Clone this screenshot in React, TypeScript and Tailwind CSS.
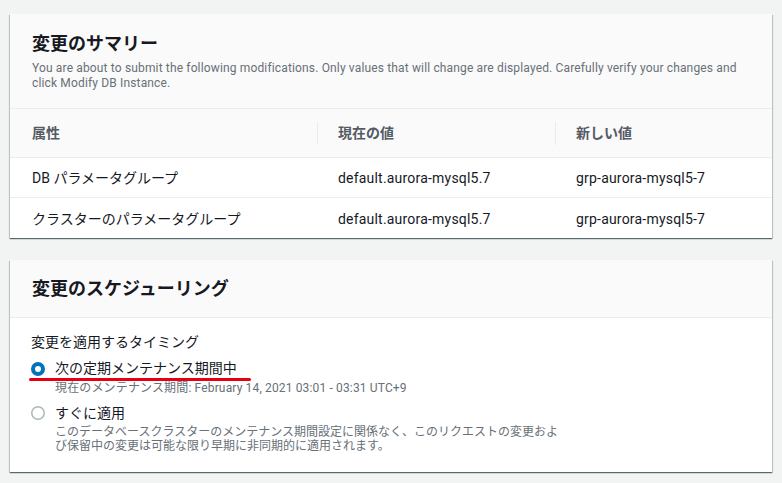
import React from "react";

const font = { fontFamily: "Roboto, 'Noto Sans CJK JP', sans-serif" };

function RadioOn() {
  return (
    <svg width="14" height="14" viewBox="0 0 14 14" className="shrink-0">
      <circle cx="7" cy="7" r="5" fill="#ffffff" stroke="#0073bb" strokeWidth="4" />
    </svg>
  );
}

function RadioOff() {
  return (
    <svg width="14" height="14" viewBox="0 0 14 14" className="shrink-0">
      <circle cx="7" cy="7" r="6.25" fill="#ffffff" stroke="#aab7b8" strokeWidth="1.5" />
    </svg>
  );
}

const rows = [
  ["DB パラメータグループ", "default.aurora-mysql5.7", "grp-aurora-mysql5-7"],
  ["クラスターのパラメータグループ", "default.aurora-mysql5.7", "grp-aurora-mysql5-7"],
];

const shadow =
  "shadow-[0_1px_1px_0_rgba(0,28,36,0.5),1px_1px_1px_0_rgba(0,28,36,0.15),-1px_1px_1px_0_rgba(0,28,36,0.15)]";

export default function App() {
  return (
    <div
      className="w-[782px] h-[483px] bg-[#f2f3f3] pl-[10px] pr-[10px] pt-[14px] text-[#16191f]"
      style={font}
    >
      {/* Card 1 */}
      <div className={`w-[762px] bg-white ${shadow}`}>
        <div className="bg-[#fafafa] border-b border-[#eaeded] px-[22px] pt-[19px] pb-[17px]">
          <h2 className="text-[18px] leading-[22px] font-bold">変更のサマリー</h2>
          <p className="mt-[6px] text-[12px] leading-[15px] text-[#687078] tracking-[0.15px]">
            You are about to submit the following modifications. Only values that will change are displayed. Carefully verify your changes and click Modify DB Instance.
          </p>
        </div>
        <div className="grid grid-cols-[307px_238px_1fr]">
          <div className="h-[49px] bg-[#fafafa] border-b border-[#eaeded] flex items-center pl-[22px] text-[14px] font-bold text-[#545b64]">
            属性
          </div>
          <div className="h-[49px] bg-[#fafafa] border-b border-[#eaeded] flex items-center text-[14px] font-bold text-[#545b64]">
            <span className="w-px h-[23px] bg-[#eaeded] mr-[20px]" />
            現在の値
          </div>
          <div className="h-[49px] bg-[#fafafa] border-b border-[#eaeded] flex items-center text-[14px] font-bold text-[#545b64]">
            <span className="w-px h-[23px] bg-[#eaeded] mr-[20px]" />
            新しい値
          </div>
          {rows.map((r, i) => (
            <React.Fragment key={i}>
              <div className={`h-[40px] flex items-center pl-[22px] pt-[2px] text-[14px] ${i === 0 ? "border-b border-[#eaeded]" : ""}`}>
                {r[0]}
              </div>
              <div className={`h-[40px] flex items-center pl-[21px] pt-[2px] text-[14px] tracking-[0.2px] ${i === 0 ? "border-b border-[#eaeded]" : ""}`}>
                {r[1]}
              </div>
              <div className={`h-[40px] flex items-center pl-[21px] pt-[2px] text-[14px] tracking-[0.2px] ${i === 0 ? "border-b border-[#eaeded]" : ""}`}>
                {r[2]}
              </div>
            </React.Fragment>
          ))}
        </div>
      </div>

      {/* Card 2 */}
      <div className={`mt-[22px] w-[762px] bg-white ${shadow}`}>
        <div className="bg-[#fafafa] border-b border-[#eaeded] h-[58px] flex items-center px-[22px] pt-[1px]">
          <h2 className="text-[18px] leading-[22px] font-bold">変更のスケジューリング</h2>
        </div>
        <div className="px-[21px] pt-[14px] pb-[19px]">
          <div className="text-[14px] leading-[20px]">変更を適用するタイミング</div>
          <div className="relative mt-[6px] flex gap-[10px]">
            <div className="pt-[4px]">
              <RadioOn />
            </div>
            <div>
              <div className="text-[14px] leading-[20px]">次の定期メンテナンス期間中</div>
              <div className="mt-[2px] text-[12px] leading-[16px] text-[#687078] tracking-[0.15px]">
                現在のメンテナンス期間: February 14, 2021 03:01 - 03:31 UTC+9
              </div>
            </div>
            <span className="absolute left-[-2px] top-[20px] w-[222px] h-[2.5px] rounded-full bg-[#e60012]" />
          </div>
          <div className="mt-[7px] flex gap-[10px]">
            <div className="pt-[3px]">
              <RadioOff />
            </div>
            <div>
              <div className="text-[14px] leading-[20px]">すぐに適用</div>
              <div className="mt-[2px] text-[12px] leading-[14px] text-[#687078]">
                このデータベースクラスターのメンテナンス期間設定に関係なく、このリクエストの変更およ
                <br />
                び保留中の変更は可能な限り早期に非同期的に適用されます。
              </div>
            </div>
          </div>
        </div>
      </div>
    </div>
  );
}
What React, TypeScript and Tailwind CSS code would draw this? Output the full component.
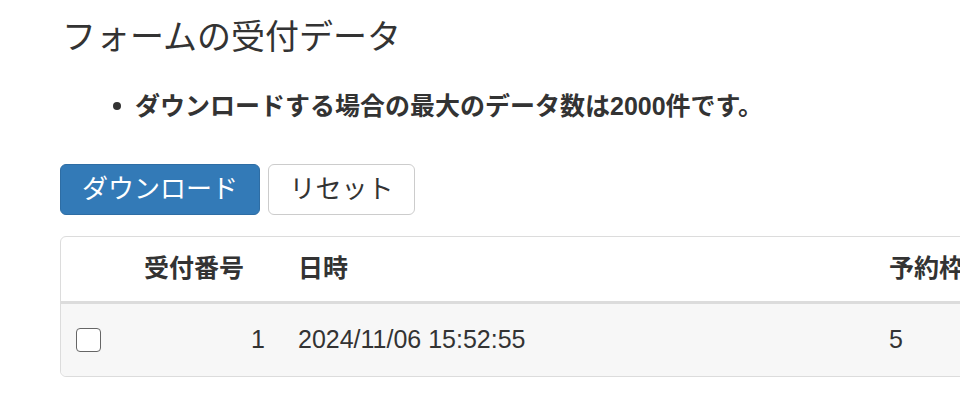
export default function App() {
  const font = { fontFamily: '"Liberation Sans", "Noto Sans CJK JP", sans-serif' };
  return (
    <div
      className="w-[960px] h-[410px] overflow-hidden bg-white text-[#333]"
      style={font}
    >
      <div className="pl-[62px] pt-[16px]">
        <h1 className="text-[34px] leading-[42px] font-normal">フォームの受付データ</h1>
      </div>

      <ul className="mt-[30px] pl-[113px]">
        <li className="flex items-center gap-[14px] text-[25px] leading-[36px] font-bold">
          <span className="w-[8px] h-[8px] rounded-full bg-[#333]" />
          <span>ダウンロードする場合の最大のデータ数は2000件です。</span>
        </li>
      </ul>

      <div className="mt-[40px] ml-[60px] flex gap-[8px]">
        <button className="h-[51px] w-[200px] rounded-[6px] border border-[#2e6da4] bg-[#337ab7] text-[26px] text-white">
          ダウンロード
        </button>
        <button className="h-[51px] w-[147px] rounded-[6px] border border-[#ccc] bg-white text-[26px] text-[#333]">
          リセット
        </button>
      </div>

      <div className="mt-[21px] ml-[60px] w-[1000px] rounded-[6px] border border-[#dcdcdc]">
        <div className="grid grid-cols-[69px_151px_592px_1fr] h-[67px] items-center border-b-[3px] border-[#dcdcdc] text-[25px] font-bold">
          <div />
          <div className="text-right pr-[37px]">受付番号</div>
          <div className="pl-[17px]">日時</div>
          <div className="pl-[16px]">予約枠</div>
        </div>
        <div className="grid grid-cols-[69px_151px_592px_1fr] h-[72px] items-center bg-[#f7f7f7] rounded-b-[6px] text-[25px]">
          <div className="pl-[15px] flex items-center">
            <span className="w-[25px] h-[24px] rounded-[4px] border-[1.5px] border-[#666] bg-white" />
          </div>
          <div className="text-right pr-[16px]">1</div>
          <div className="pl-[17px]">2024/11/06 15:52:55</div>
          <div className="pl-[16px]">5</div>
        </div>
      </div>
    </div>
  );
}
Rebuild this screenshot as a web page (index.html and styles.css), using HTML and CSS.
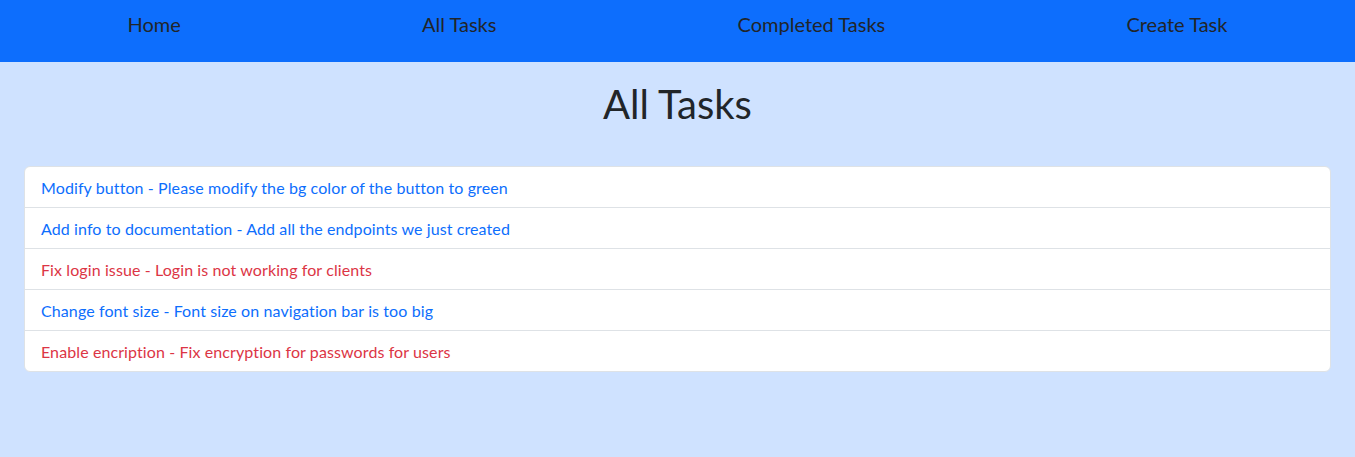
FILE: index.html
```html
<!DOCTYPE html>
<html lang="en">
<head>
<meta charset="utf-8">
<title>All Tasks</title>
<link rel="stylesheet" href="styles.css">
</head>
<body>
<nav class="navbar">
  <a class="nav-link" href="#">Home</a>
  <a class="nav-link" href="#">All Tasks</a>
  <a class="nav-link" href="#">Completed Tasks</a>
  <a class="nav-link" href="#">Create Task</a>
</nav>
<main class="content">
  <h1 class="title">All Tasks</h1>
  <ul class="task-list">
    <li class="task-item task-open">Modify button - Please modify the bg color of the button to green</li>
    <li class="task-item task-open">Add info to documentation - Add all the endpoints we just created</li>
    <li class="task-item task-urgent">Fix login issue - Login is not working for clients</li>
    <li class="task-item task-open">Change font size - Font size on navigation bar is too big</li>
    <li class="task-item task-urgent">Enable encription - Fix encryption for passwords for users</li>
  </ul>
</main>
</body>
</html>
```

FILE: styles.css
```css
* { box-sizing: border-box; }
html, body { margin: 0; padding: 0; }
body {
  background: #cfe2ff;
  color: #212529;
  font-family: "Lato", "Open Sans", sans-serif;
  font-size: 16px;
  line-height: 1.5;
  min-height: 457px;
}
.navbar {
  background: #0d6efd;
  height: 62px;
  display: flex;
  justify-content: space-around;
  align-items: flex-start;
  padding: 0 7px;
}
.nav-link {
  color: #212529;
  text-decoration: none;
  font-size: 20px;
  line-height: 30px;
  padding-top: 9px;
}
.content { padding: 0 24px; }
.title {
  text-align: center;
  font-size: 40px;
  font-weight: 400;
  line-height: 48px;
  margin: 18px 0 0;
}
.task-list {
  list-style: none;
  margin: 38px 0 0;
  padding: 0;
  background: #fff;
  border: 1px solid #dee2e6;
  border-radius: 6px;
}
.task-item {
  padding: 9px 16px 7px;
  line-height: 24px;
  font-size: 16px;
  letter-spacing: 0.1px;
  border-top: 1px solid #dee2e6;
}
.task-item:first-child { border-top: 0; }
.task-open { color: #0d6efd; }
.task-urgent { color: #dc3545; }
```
== == ==
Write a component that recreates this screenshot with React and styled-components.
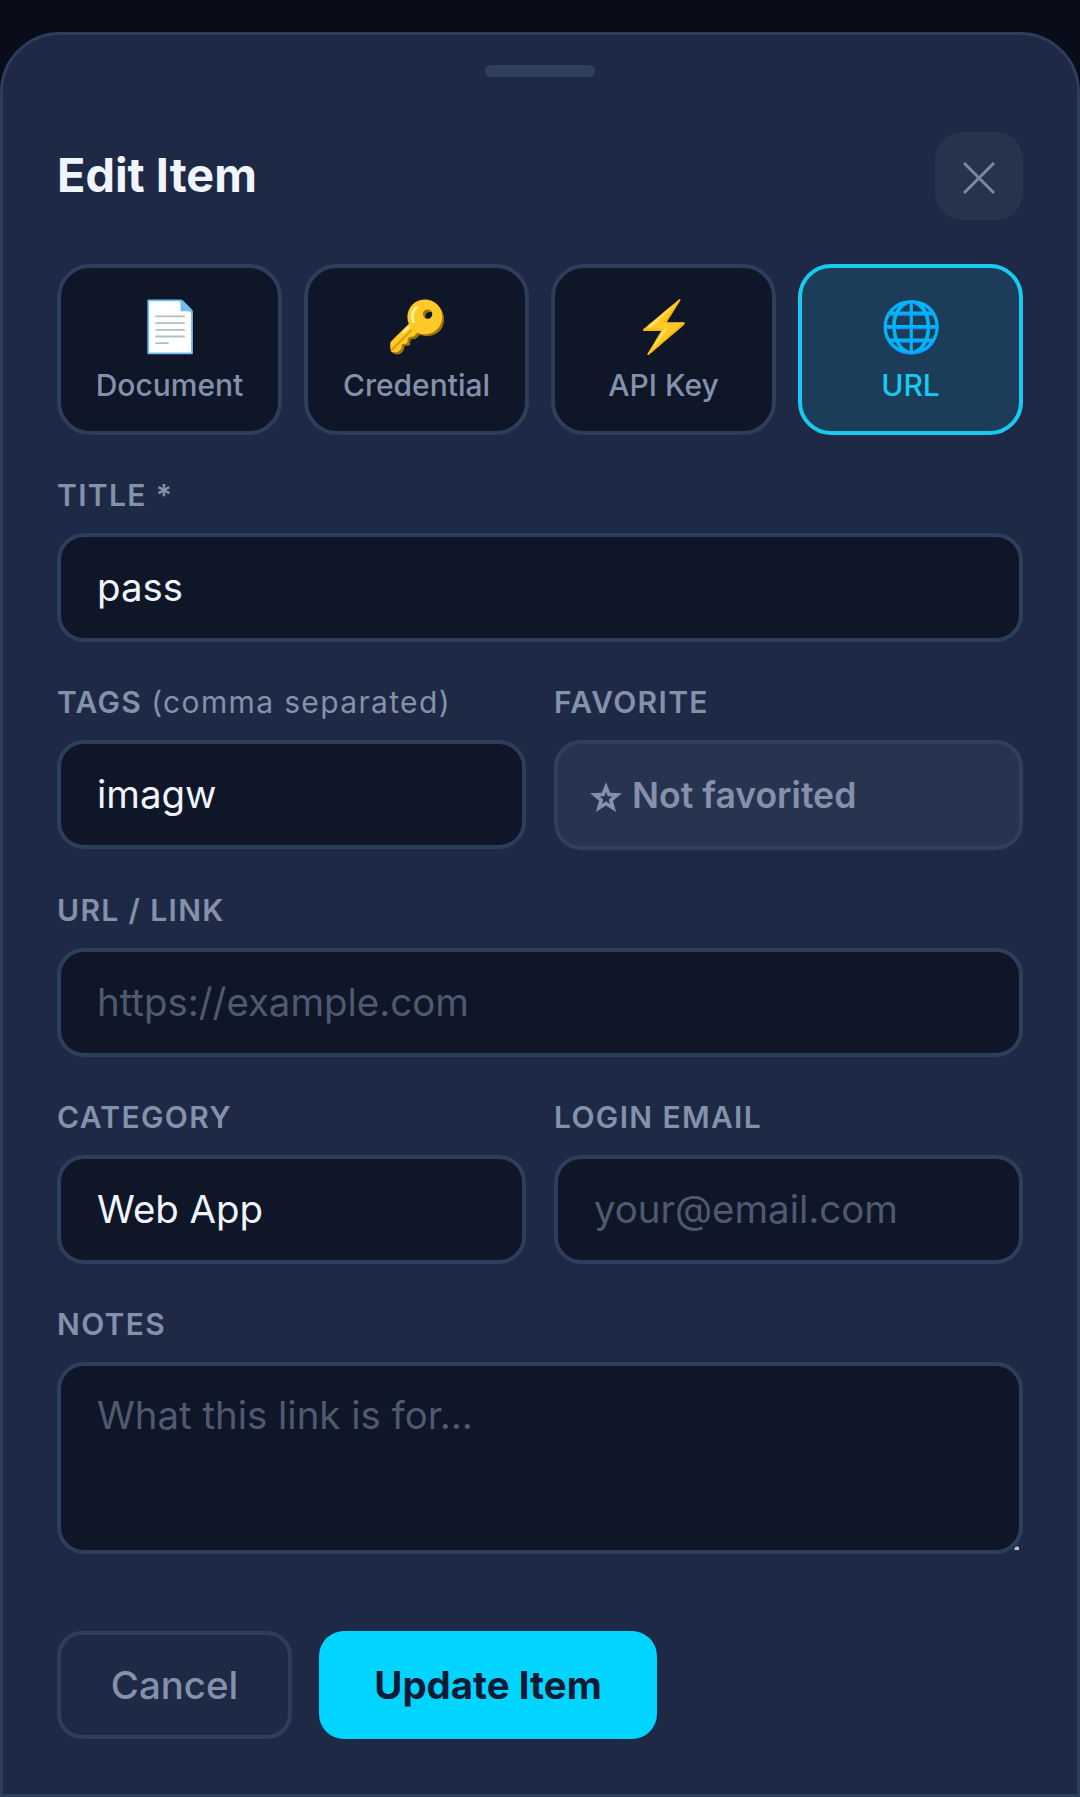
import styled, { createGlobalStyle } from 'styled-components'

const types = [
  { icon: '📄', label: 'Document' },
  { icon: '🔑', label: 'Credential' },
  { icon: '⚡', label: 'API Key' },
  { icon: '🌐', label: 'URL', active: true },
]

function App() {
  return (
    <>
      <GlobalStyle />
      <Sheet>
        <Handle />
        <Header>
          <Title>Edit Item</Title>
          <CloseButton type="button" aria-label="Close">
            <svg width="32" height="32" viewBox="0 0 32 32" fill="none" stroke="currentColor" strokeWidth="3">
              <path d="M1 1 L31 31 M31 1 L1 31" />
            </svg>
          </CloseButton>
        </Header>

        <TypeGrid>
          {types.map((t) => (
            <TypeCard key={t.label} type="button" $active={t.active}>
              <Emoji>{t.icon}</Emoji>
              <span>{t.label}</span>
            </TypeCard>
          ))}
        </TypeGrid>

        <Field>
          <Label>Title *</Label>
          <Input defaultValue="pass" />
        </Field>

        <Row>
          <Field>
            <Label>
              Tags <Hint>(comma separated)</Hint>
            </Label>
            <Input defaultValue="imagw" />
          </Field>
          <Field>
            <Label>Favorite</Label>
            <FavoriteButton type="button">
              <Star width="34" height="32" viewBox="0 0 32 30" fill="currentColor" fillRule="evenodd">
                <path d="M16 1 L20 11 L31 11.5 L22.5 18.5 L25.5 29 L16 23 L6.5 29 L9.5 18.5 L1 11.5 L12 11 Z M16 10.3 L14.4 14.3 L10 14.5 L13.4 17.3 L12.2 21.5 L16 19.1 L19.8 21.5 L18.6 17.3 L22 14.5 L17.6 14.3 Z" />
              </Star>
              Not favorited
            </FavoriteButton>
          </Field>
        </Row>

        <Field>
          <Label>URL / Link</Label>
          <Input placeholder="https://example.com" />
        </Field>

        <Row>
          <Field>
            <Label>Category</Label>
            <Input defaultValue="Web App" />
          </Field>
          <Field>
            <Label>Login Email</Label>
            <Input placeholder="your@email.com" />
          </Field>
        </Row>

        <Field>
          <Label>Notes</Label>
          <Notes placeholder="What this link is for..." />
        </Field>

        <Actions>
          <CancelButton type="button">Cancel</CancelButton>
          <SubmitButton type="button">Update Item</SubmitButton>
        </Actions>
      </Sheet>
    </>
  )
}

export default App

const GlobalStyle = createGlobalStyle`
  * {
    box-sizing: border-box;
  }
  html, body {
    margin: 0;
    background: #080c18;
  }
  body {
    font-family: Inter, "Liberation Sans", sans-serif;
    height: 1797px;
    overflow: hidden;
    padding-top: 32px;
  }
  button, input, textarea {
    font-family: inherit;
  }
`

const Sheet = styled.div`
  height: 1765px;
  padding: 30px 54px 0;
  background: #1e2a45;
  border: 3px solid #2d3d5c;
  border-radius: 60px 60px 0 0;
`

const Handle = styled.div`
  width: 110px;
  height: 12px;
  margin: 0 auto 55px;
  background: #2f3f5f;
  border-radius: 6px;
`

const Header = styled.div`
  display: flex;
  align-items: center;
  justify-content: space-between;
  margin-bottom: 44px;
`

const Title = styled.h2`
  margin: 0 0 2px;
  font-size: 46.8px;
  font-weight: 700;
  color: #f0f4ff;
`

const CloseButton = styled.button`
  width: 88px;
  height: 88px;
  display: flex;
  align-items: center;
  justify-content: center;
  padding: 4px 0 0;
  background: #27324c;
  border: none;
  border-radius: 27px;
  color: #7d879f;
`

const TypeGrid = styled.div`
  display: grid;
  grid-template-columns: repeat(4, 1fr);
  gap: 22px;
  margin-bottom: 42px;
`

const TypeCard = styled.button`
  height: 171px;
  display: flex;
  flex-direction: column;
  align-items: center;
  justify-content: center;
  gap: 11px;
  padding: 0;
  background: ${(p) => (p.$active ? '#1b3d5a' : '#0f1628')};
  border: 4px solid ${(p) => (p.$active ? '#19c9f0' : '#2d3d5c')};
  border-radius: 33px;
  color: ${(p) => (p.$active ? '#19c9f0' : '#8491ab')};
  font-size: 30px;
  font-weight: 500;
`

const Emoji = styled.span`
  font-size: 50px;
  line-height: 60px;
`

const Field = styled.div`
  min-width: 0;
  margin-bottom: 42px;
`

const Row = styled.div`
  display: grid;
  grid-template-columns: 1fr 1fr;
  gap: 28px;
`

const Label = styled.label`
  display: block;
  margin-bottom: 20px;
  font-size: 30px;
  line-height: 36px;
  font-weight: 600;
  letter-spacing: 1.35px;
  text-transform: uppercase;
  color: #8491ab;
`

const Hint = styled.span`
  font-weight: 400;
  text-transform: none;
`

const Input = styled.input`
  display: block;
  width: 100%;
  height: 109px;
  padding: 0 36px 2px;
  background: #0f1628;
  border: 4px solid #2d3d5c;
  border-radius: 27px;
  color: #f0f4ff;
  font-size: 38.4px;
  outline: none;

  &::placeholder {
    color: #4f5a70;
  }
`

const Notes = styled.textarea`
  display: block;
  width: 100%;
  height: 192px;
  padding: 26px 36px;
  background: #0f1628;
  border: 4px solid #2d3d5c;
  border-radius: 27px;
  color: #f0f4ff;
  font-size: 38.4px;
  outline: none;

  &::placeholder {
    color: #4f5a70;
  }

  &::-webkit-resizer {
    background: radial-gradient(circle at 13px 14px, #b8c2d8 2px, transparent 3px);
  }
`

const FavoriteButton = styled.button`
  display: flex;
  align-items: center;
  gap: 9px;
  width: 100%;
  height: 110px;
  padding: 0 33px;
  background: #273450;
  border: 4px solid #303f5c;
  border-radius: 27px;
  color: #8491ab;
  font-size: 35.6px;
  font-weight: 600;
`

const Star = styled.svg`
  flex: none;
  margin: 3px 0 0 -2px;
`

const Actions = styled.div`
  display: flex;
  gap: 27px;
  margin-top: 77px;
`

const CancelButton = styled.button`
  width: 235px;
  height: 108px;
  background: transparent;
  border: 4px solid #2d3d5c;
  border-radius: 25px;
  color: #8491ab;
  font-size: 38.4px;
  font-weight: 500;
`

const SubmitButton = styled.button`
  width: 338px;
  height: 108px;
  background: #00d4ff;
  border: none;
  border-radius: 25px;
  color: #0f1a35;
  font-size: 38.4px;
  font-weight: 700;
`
== == ==
* What is expected
Which lines include the word "screenshot"? Copy every one of them.

* Worked solution
Clone this screenshot in React, TypeScript and Tailwind CSS.
Rebuild this screenshot as a web page (index.html and styles.css), using HTML and CSS.
Write a component that recreates this screenshot with React and styled-components.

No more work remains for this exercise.